Fast alle stellen zwei Fragen. Wenn sie zurückblicken, ist dort das schwerwiegende „Warum?“, das immer unbeantwortet bleibt. Mit Blick in die Zukunft lautet die Frage: „Wie kann ich weiterleben?“. Antworten darauf erhoffen sich Teilnehmer der Gruppe.

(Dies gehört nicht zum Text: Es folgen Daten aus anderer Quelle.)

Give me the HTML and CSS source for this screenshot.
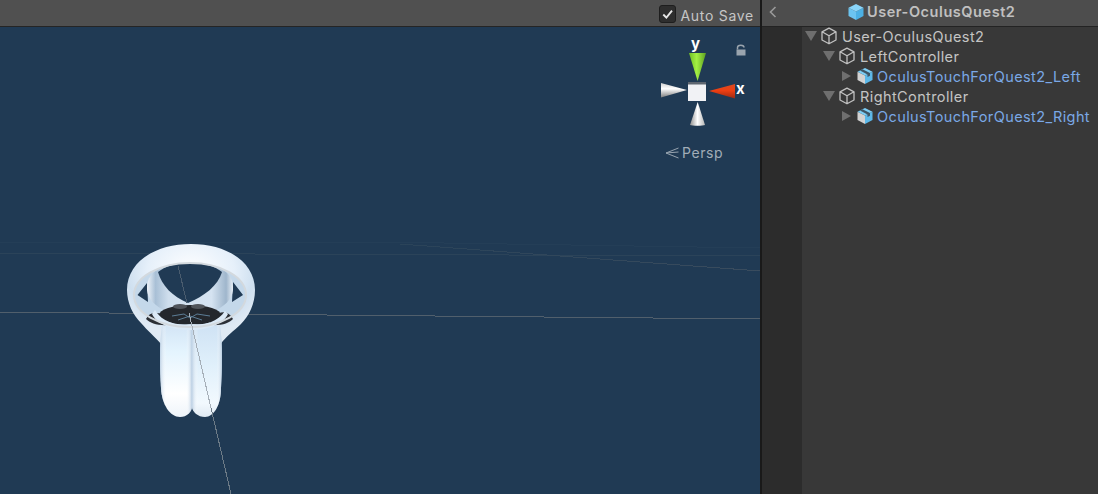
FILE: index.html
```html
<!DOCTYPE html>
<html lang="en">
<head>
<meta charset="utf-8">
<title>User-OculusQuest2</title>
<link rel="stylesheet" href="styles.css">
</head>
<body>
<svg class="defs" width="0" height="0" aria-hidden="true">
  <defs>
    <symbol id="cube" viewBox="0 0 18 18">
      <path d="M9 1.200 16 4.800V13L9 16.800 2 13V4.800Z M2 4.800 9 8.800 16 4.800 M9 8.800V16.800" fill="none" stroke="#c2c2c2" stroke-width="1.300" stroke-linejoin="round"/>
    </symbol>
    <symbol id="prefab" viewBox="0 0 18 18">
      <path d="M9 8.500V17L16.500 13V4.800Z" fill="#5cb8e8"/>
      <path d="M1.500 4.800 9 8.500V17L1.500 13Z" fill="#d2d2d2"/>
      <path d="M1.500 4.800 9 1 16.500 4.800 9 8.500Z" fill="#7ccdf4"/>
      <path d="M4 3.600 11.500 7.400V10L14 8.700V6L6.500 2.300Z" fill="#3d5566"/>
    </symbol>
    <symbol id="prefab-head" viewBox="0 0 18 18">
      <path d="M9 8.500V17L16.500 13V4.800Z" fill="#4cb0e4"/>
      <path d="M1.500 4.800 9 8.500V17L1.500 13Z" fill="#6cc4f0"/>
      <path d="M1.500 4.800 9 1 16.500 4.800 9 8.500Z" fill="#8ad6fa"/>
    </symbol>
    <linearGradient id="fadeLine" gradientUnits="userSpaceOnUse" x1="400" y1="0" x2="760" y2="0">
      <stop offset="0" stop-color="#2a4359"/>
      <stop offset="1" stop-color="#3a4c5e"/>
    </linearGradient>
    <radialGradient id="ringGrad" cx=".5" cy=".28" r=".62">
      <stop offset="0" stop-color="#ffffff"/>
      <stop offset=".55" stop-color="#e6f0fa"/>
      <stop offset=".8" stop-color="#cfe0f0"/>
      <stop offset="1" stop-color="#e0eaf4"/>
    </radialGradient>
    <linearGradient id="bandGrad" x1="0" y1="0" x2="1" y2="0">
      <stop offset="0" stop-color="#eef3f9"/>
      <stop offset=".1" stop-color="#a9c0d6"/>
      <stop offset=".25" stop-color="#cfdeed"/>
      <stop offset=".75" stop-color="#d5e3f1"/>
      <stop offset=".92" stop-color="#9fb6cc"/>
      <stop offset="1" stop-color="#e8eff6"/>
    </linearGradient>
    <linearGradient id="lobeL" x1="0" y1="0" x2="0" y2="1">
      <stop offset="0" stop-color="#d2e4f5"/>
      <stop offset=".3" stop-color="#e4f4fe"/>
      <stop offset=".75" stop-color="#ffffff"/>
      <stop offset="1" stop-color="#eef4fa"/>
    </linearGradient>
    <linearGradient id="lobeSide" x1="0" y1="0" x2="1" y2="0">
      <stop offset="0" stop-color="#c0d3e6"/>
      <stop offset=".2" stop-color="#ffffff" stop-opacity="0"/>
      <stop offset=".82" stop-color="#ffffff" stop-opacity="0"/>
      <stop offset="1" stop-color="#b8cde2"/>
    </linearGradient>
    <linearGradient id="lobeR" x1="0" y1="0" x2="0" y2="1">
      <stop offset="0" stop-color="#cfe2f4"/>
      <stop offset=".45" stop-color="#e0f0fb"/>
      <stop offset=".85" stop-color="#f2f9fe"/>
      <stop offset="1" stop-color="#e0eaf3"/>
    </linearGradient>
    <linearGradient id="coneG" x1="0" y1="0" x2="1" y2="0">
      <stop offset="0" stop-color="#6fbf26"/>
      <stop offset=".45" stop-color="#a3f043"/>
      <stop offset="1" stop-color="#5c9e22"/>
    </linearGradient>
    <linearGradient id="coneR" x1="0" y1="0" x2="0" y2="1">
      <stop offset="0" stop-color="#d84a20"/>
      <stop offset=".45" stop-color="#ee3f12"/>
      <stop offset="1" stop-color="#9c2a12"/>
    </linearGradient>
    <linearGradient id="coneW" x1="0" y1="0" x2="0" y2="1">
      <stop offset="0" stop-color="#cfcfcf"/>
      <stop offset=".4" stop-color="#ffffff"/>
      <stop offset="1" stop-color="#7d7d7d"/>
    </linearGradient>
    <linearGradient id="coneB" x1="0" y1="0" x2="1" y2="0">
      <stop offset="0" stop-color="#8f8f8f"/>
      <stop offset=".5" stop-color="#ffffff"/>
      <stop offset="1" stop-color="#b5b5b5"/>
    </linearGradient>
  </defs>
</svg>

<main class="editor">
  <section class="scene-pane">
    <header class="scene-toolbar">
      <span class="checkbox">
        <svg viewBox="0 0 16 16" width="16" height="16"><path d="M3.500 8.500 6.800 11.800 12.800 4.500" fill="none" stroke="#e8e8e8" stroke-width="2"/></svg>
      </span>
      <span class="autosave">Auto Save</span>
    </header>
    <div class="viewport">
      <svg class="world" viewBox="0 0 760 467" width="760" height="467">
        <g transform="translate(0 -27)" fill="none">
          <g shape-rendering="crispEdges">
            <path d="M0 242H380L760 248" stroke="#243e57"/>
            <path d="M0 253 760 256" stroke="#2b4359"/>
            <path d="M400 244 760 271" stroke="url(#fadeLine)"/>
            <path d="M0 312 760 319" stroke="#515f6c"/>
          </g>

          <!-- outer ring body with shoulders -->
          <path fill="url(#ringGrad)" d="M127 290C127 262 155 244 191 244S255 262 255 290C255 304 249 316 241 324 234 331 226 336 220 345H162C154 336 147 330 141 323 133 315 127 303 127 290Z"/>
          <!-- interior seen through the rim -->
          <ellipse cx="190" cy="295" rx="56" ry="32" fill="#c4d8ea"/>
          <path d="M137.500 295 147 283 148 302Z M243 295 233 282 232 302Z" fill="#203a54"/>

          <!-- back band and its opening -->
          <path d="M147 290C146 272 160 264 190 263 220 264 234 272 233 290 232 300 224 306 215 311H165C156 306 148 300 147 290Z" fill="url(#bandGrad)"/>
          <path d="M158 272C172 260 208 260 222 272 218 286 204 296 188 303 172 296 162 286 158 272Z" fill="#203a54"/>
          <path d="M178 266 187 303" stroke="#4a5c6e" shape-rendering="crispEdges"/>

          <!-- dark face -->
          <path d="M146 319C150 311 158 311 166 317L169 325C158 326 150 323 146 319Z M233 319C229 311 222 310 213 316L209 325C222 326 229 323 233 319Z" fill="#2c2f35"/>
          <ellipse cx="190" cy="315" rx="31" ry="10" fill="#24272c"/>
          <ellipse cx="180" cy="306.500" rx="7" ry="2.500" fill="#50545a"/>
          <ellipse cx="198" cy="306.500" rx="7" ry="2.500" fill="#50545a"/>
          <path d="M172 316 184 314 190 318 197 314 210 316M178 320 190 316 202 320" stroke="#5c7d96"/>

          <!-- handle lobes -->
          <path d="M162 326C159 345 160 370 161 388 162 405 170 417 180 417 187 417 192 412 192 406V324Z" fill="url(#lobeL)"/>
          <path d="M162 326C159 345 160 370 161 388 162 405 170 417 180 417 187 417 192 412 192 406V324Z" fill="url(#lobeSide)"/>
          <path d="M192 324V406C192 412 198 417 205 417 214 417 221 405 221 388 222 370 223 345 220 326Z" fill="url(#lobeR)"/>
          <path d="M192 324V406C192 412 198 417 205 417 214 417 221 405 221 388 222 370 223 345 220 326Z" fill="url(#lobeSide)"/>

          <!-- front lip and rim -->
          <path d="M155 310C162 322 175 325 190 325S218 322 225 311L228 314C222 326 205 330 190 330S158 326 152 314Z" fill="#dbe9f6"/>
          <ellipse cx="190" cy="295" rx="56" ry="32" stroke="#d3d9de" stroke-width="2"/>

          <g shape-rendering="crispEdges">
            <path d="M189 313 211 408" stroke="#a6afb8"/>
            <path d="M211 408 231 494" stroke="#6d7b87"/>
          </g>
        </g>
      </svg>

      <div class="gizmo">
        <svg class="gizmo-art" viewBox="0 0 90 90" width="90" height="90">
          <g transform="translate(-658 -49)">
            <path d="M689 53H706L697.600 81Z" fill="url(#coneG)"/>
            <path d="M735 84V98.500L709 91Z" fill="url(#coneR)"/>
            <path d="M661 83V97.500L687 90Z" fill="url(#coneW)"/>
            <path d="M690 125C692 126 703 126 705 125L697.700 102Z" fill="url(#coneB)"/>
            <rect x="688" y="82" width="18" height="19" fill="#f1f2f5"/>
            <rect x="688" y="82" width="18" height="2.500" fill="#5e6670"/>
          </g>
        </svg>
        <span class="axis axis-y">y</span>
        <span class="axis axis-x">x</span>
        <svg class="lock" viewBox="0 0 10 12" width="10" height="12">
          <path d="M1.500 5.500V3.500C1.500 .4 8 .4 8 3.500" fill="none" stroke="#9aa4ae" stroke-width="1.500"/>
          <rect x="0.500" y="5.500" width="9" height="6" fill="#9aa4ae"/>
        </svg>
        <div class="persp">
          <svg viewBox="0 0 14 12" width="14" height="12"><path d="M13.500 1 1 6 13.500 11M13.500 5 1 6" fill="none" stroke="#97a3af" stroke-width="1"/></svg>
          <span>Persp</span>
        </div>
      </div>
    </div>
  </section>

  <section class="hierarchy-pane">
    <header class="hierarchy-header">
      <svg class="back" viewBox="0 0 8 12" width="8" height="12"><path d="M6.500 1 1.500 6 6.500 11" fill="none" stroke="#9a9a9a" stroke-width="1.600"/></svg>
      <div class="crumb">
        <svg viewBox="0 0 18 18" width="18" height="18"><use href="#prefab-head"/></svg>
        <span>User-OculusQuest2</span>
      </div>
    </header>
    <div class="hierarchy-body">
      <div class="gutter"></div>
      <ul class="tree">
        <li class="row depth-0"><i class="tri tri-down"></i><svg class="ico" viewBox="0 0 18 18"><use href="#cube"/></svg><span>User-OculusQuest2</span></li>
        <li class="row depth-1"><i class="tri tri-down"></i><svg class="ico" viewBox="0 0 18 18"><use href="#cube"/></svg><span>LeftController</span></li>
        <li class="row depth-2 prefab"><i class="tri tri-right"></i><svg class="ico" viewBox="0 0 18 18"><use href="#prefab"/></svg><span>OculusTouchForQuest2_Left</span></li>
        <li class="row depth-1"><i class="tri tri-down"></i><svg class="ico" viewBox="0 0 18 18"><use href="#cube"/></svg><span>RightController</span></li>
        <li class="row depth-2 prefab"><i class="tri tri-right"></i><svg class="ico" viewBox="0 0 18 18"><use href="#prefab"/></svg><span>OculusTouchForQuest2_Right</span></li>
      </ul>
    </div>
  </section>
</main>
</body>
</html>
```

FILE: styles.css
```css
* { box-sizing: border-box; }
html, body { margin: 0; height: 100%; overflow: hidden; }
body { background: #191919; font-family: Inter, "Noto Sans", sans-serif; font-size: 14px; }
.defs { display: block; position: absolute; }

.editor { display: flex; height: 494px; width: 1098px; }

.scene-pane { width: 760px; display: flex; flex-direction: column; flex: none; }
.scene-toolbar {
  height: 27px; flex: none; background: #505050; border-bottom: 1px solid #252525;
  display: flex; align-items: center; justify-content: flex-end;
  padding: 2px 7px 0 0; gap: 4px;
}
.checkbox {
  width: 17px; height: 18px; background: #2e2e2e; border-radius: 3px; border: 1px solid #1e1e1e;
  display: flex; align-items: center; justify-content: center;
}
.autosave { color: #c6c6c6; letter-spacing: .72px; line-height: 18px; margin-top: 4px; margin-right: -1px; }

.viewport { flex: 1; background: #203a54; position: relative; overflow: hidden; }
.world { display: block; }

.gizmo { position: absolute; left: 658px; top: 8px; width: 96px; height: 130px; }
.gizmo-art { position: absolute; left: 0; top: 14px; }
.axis { position: absolute; color: #fff; font-weight: 700; font-size: 15px; line-height: 16px; }
.axis-y { left: 33px; top: 1px; }
.axis-x { left: 78px; top: 46px; }
.lock { position: absolute; left: 78px; top: 9px; }
.persp { position: absolute; left: 7px; top: 110px; display: flex; align-items: center; gap: 3px; color: #a2adb8; letter-spacing: .6px; line-height: 16px; }

.hierarchy-pane { margin-left: 2px; flex: 1; display: flex; flex-direction: column; min-width: 0; }
.hierarchy-header {
  height: 27px; flex: none; background: #4d4d4d; border-bottom: 1px solid #232323;
  display: flex; align-items: center; position: relative; padding-bottom: 3px;
}
.back { position: absolute; left: 7px; top: 6px; }
.crumb { display: flex; align-items: center; gap: 2px; margin-left: 85px; color: #c0c0c0; font-weight: 600; font-size: 14.500px; letter-spacing: .55px; }

.hierarchy-body { flex: 1; display: flex; background: #383838; }
.gutter { width: 40px; background: #2c2c2c; flex: none; }
.tree { list-style: none; margin: 0; padding: 0; flex: 1; }
.row { height: 20px; padding-bottom: 2px; display: flex; align-items: center; color: #c4c4c4; white-space: nowrap; font-size: 14.500px; letter-spacing: .4px; }
.row.prefab { color: #7aa8e6; }
.depth-0 { padding-left: 3px; }
.depth-1 { padding-left: 21px; }
.depth-2 { padding-left: 40px; }
.tri { display: block; flex: none; width: 14px; height: 10px; margin-right: 2px; }
.tri-down { border-style: solid; border-width: 10px 6px 0; border-color: #6f6f6f transparent transparent; width: 12px; margin-right: 3px; }
.tri-right { border-style: solid; border-width: 5px 0 5px 9px; border-color: transparent transparent transparent #6f6f6f; width: 9px; margin-right: 5px; }
.ico { width: 18px; height: 18px; flex: none; margin-right: 4px; }
.prefab .ico { margin-right: 3px; }
```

Der Zeitpunkt, an dem Teilnehmer nach dem Ereignis zur Gruppe stoßen, ist unterschiedlich. „Ich kam nach einem halben Jahr“, sagt Bine. Georg war nach drei Wochen dabei. Von Anfang an hat er sich in der Gruppe aufgehoben gefühlt. „Der Verlust ist individuell, aber wir haben viel gemeinsam“, sagt Conny. Das Gefühlschaos. Trauer und die Frage „Wie soll es jemals besser werden?“, Schuldgefühle und die Frage „Hätte ich es sehen können?“, Wut und die Frage „Warum wurde mir das angetan?“
Vorgespräch vor dem ersten Besuch
„Bevor jemand zum ersten Mal zu uns kommt, gibt es ein Vorgespräch“, erklärt Petra. In der Gruppe gelten klare Regeln, etwa nicht ungefragt Ratschläge zu geben, sich aussprechen zu lassen oder keine Details über die Art des Suizides zu nennen. „Mein Umfeld wusste nicht, wie es mit mir umgehen soll“, sagt Georg. Aus Angst, etwas Falsches zu sagen, hätten viele lieber nichts gesagt. Bernd stimmt zu: „Meine Freunde waren ratlos, ob sie mich bemitleiden oder aufmuntern sollen.“ In der Gruppe habe er gleich gemerkt, dass man ihm auf eine ganz andere Weise zuhört.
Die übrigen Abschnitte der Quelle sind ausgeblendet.